Señaló, en varias oportunidades, haber ofrecido su renuncia como base de consenso para adelantar elecciones, tanto al momento de la muerte de Perón, como en los meses previos al golpe. También se habría resistido a firmar la renuncia, empoderando a la Junta Militar, cuando fue emboscada en Aeroparque, en la madrugada del 24 de marzo de 1976.
No participó activamente de la campaña de 1983, pero acompañó al presidente Alfonsín en su asunción. En 1984, retornando a Madrid, quisieron asesinarla poniendo una bomba en un vuelo regular que compartía con 200 pasajeros. Fue titular del Partido Justicialista hasta 1985, cuando los peronistas estuvieron listos para iniciar el recorrido que los llevaría a la Rosada, con Carlos Menem, en 1989. Intentó entonces ser parte, de alguna manera, pero en Buenos Aires -diría Baglietto- la sorprendieron el frío y el nuevo gobierno. No volvió más.
Fue indemnizada por el Estado en la transición democrática. Los asesinatos ejecutados por los parapoliciales de la Alianza Anticomunista Argentina (Triple A, coordinada por López Rega), como la firma (junto a Luder y a ministros como Cafiero o Ruckauf) de los decretos de “aniquilamiento” del terrorismo no fueron juzgados dentro del proceso a las Juntas impulsado por Alfonsín. España bloqueó, en 2007, las pretensiones de incluirla, por tribunales argentinos, en los Juicios de la Verdad.
Su busto, encargado y entregado, nunca ingresó (o desapareció) del salón de ex presidentes de la Casa Rosada. No fue repuesto, aunque se trate de una mandataria constitucional.
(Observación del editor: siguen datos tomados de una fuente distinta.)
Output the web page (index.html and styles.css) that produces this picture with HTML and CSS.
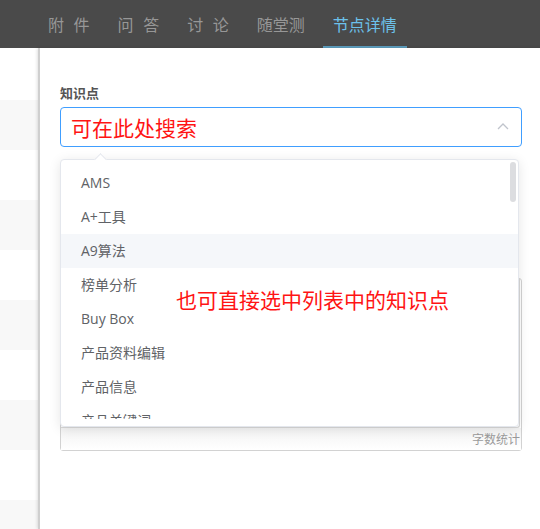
FILE: index.html
```html
<!DOCTYPE html>
<html lang="zh">
<head>
<meta charset="utf-8">
<link rel="stylesheet" href="styles.css">
</head>
<body>
<header class="topbar">
  <nav class="tabs">
    <span class="tab">附 件</span>
    <span class="tab">问 答</span>
    <span class="tab">讨 论</span>
    <span class="tab">随堂测</span>
    <span class="tab active">节点详情</span>
  </nav>
</header>
<div class="main">
  <ul class="side-list">
    <li></li><li></li><li></li><li></li><li></li><li></li><li></li><li></li><li></li><li></li>
  </ul>
  <section class="panel">
    <div class="form-item">
      <div class="label">知识点</div>
      <div class="select">
        <div class="input">
          <span class="placeholder">可在此处搜索</span>
          <svg class="chevron" width="12" height="8" viewBox="0 0 12 8"><polyline points="1,7 6,2 11,7" fill="none" stroke="#c0c4cc" stroke-width="1.3"/></svg>
        </div>
        <div class="dropdown">
          <div class="wrap">
            <ul class="options">
              <li>AMS</li>
              <li>A+工具</li>
              <li class="hover">A9算法</li>
              <li>榜单分析</li>
              <li>Buy Box</li>
              <li>产品资料编辑</li>
              <li>产品信息</li>
              <li>产品关键词</li>
            </ul>
          </div>
          <div class="thumb"></div>
        </div>
      </div>
    </div>
    <div class="editor">
      <div class="editor-body"></div>
      <div class="editor-foot">字数统计</div>
    </div>
    <div class="annotation">也可直接选中列表中的知识点</div>
  </section>
</div>
</body>
</html>
```
FILE: styles.css
```css
* { box-sizing: border-box; }
html, body { margin: 0; padding: 0; }
body {
  width: 540px;
  height: 529px;
  overflow: hidden;
  background: #fff;
  font-family: "Open Sans", "Noto Sans CJK SC", sans-serif;
}
.topbar {
  height: 48px;
  background: #4a4a4a;
}
.tabs {
  display: flex;
  gap: 8px;
  padding-left: 38px;
  height: 48px;
}
.tab {
  height: 48px;
  padding: 2px 10px 0;
  line-height: 44px;
  font-size: 16px;
  font-family: "Noto Sans CJK SC", sans-serif;
  color: #979797;
  word-spacing: 6px;
  border-bottom: 2px solid transparent;
}
.tab.active {
  color: #6cc1ea;
  border-bottom-color: #5b9cbc;
}
.main {
  display: flex;
  height: 481px;
}
.side-list {
  list-style: none;
  margin: 0;
  padding: 2px 0 0;
  width: 38px;
  flex: none;
}
.side-list li { height: 50px; }
.side-list li:nth-child(even) { background: #f8f8f8; }
.panel {
  position: relative;
  flex: 1;
  border-left: 2px solid #cfcfcf;
  box-shadow: -1px 0 3px rgba(0,0,0,0.12);
  padding: 36px 20px 0 20px;
  background: #fff;
}
.label {
  font-family: "Noto Sans CJK SC", sans-serif;
  font-size: 13px;
  font-weight: bold;
  line-height: 18px;
  color: #555;
  margin-bottom: 5px;
}
.select { position: relative; }
.input {
  height: 40px;
  border: 1px solid #409eff;
  border-radius: 4px;
  display: flex;
  align-items: center;
  justify-content: space-between;
  padding: 0 12px 0 10px;
}
.placeholder {
  font-family: "Noto Sans CJK SC", sans-serif;
  font-size: 21px;
  line-height: 24px;
  color: #ff1414;
}
.chevron { margin-top: -2px; }
.dropdown {
  position: absolute;
  z-index: 2;
  top: 52px;
  left: 0;
  width: 459px;
  background: #fff;
  border: 1px solid #e4e7ed;
  border-radius: 4px;
  box-shadow: 0 2px 12px rgba(0,0,0,0.1);
  padding-bottom: 7px;
}
.dropdown::before {
  content: "";
  position: absolute;
  top: -5px;
  left: 35px;
  width: 8px;
  height: 8px;
  background: #fff;
  border-top: 1px solid #e4e7ed;
  border-left: 1px solid #e4e7ed;
  transform: rotate(45deg);
}
.wrap {
  height: 259px;
  overflow: hidden;
}
.options {
  list-style: none;
  margin: 0;
  padding: 6px 0 0;
}
.options li {
  height: 34px;
  line-height: 34px;
  padding-left: 20px;
  font-size: 14px;
  color: #606266;
}
.options li.hover { background: #f5f7fa; }
.thumb {
  position: absolute;
  top: 2px;
  right: 2px;
  width: 6px;
  height: 40px;
  border-radius: 3px;
  background: #dcdde0;
}
.editor {
  margin-top: 131px;
  width: 462px;
  height: 173px;
  border: 1px solid #d2d2d2;
  border-radius: 3px;
  display: flex;
  flex-direction: column;
}
.editor-body {
  height: 149px;
  margin-right: 1px;
  border-right: 1px solid #d8d8d8;
  border-bottom: 1px solid #d8d8d8;
  border-bottom-right-radius: 3px;
}
.editor-foot {
  flex: 1;
  background: linear-gradient(#f3f3f3, #fff);
  text-align: right;
  font-family: "Noto Sans CJK SC", sans-serif;
  font-size: 12px;
  line-height: 22px;
  color: #9a9a9a;
  padding-right: 1px;
}
.annotation {
  position: absolute;
  z-index: 3;
  left: 136px;
  top: 240px;
  font-family: "Noto Sans CJK SC", sans-serif;
  font-size: 21px;
  line-height: 22px;
  color: #ff1414;
  white-space: nowrap;
}
```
Isabel sigue ahí. Es ese retrato que sigue perturbando. ¿Qué vamos a hacer con ella? Cuando recientes discursos exponen, desde el Estado, visiones que nos obligan a mejorar nuestros argumentos para defender la democracia y condenar a los gobiernos de facto, ¿no deberíamos exigirnos a pleno, para afrontar, con plena madurez, este tremendo tramo del pasado?